Why min_freq only increments by 1 on access: when you access a node with frequency f, it moves to frequency f+1. If the f bucket is now empty and min_freq == f, the new minimum is f+1. New inserts always set min_freq = 1, so it never needs to scan.

import time

class DecayingLFUCache(LFUCache):
    def __init__(self, capacity, decay_interval=3600):
        super().__init__(capacity)
        self.decay_interval = decay_interval
        self.last_decay = time.time()

    def _maybe_decay(self):
        if time.time() - self.last_decay > self.decay_interval:
            # Halve all frequencies — requires rebuilding freq_to_list
            # In practice, this is expensive; use approximate decay
            for node in self.key_to_node.values():
                node.freq = max(1, node.freq // 2)
            self._rebuild_freq_lists()
            self.last_decay = time.time()

# redis.conf
maxmemory-policy allkeys-lfu
lfu-decay-time 1        # decay minutes between counter decrement
lfu-log-factor 10       # counter increment probability (higher = slower growth)

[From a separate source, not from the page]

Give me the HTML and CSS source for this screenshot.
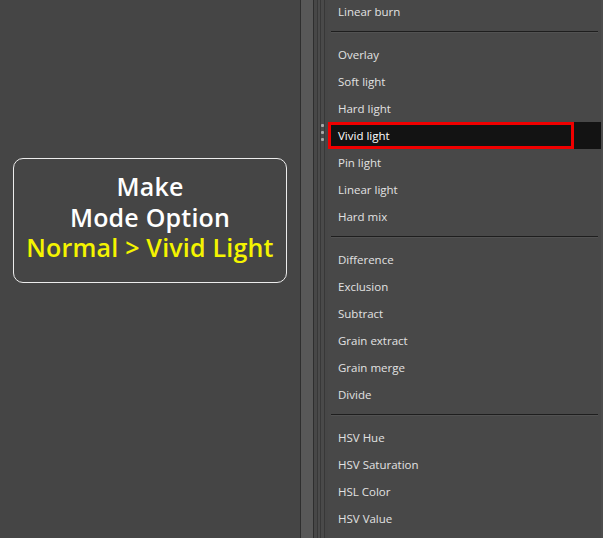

LFU vs LRU: when the choice matters

LFU outperforms LRU when:

• Stable, long-lived popularity: product pages, reference articles, static assets with consistent traffic. The most popular items stay popular for days.
• Bursty access patterns with a stable hot set: periodic spikes on the same content don't interfere with baseline popular items the way they do in LRU.

LRU outperforms LFU when:

• Scan patterns: a one-time sequential scan of N items pollutes LFU's frequency counters for those items, potentially evicting genuinely popular content. LRU handles scans with a smaller impact since recently-accessed items from the scan eventually age out.
• Recency-driven access: session data, user feeds, real-time event streams — the freshest data is the most valuable regardless of historical frequency.
• Cold start sensitivity: systems with frequent new item introductions where waiting for frequency to build isn't acceptable.

In practice, LRU is used far more often because workloads are more often recency-driven than frequency-driven, and LRU's implementation is simpler to reason about.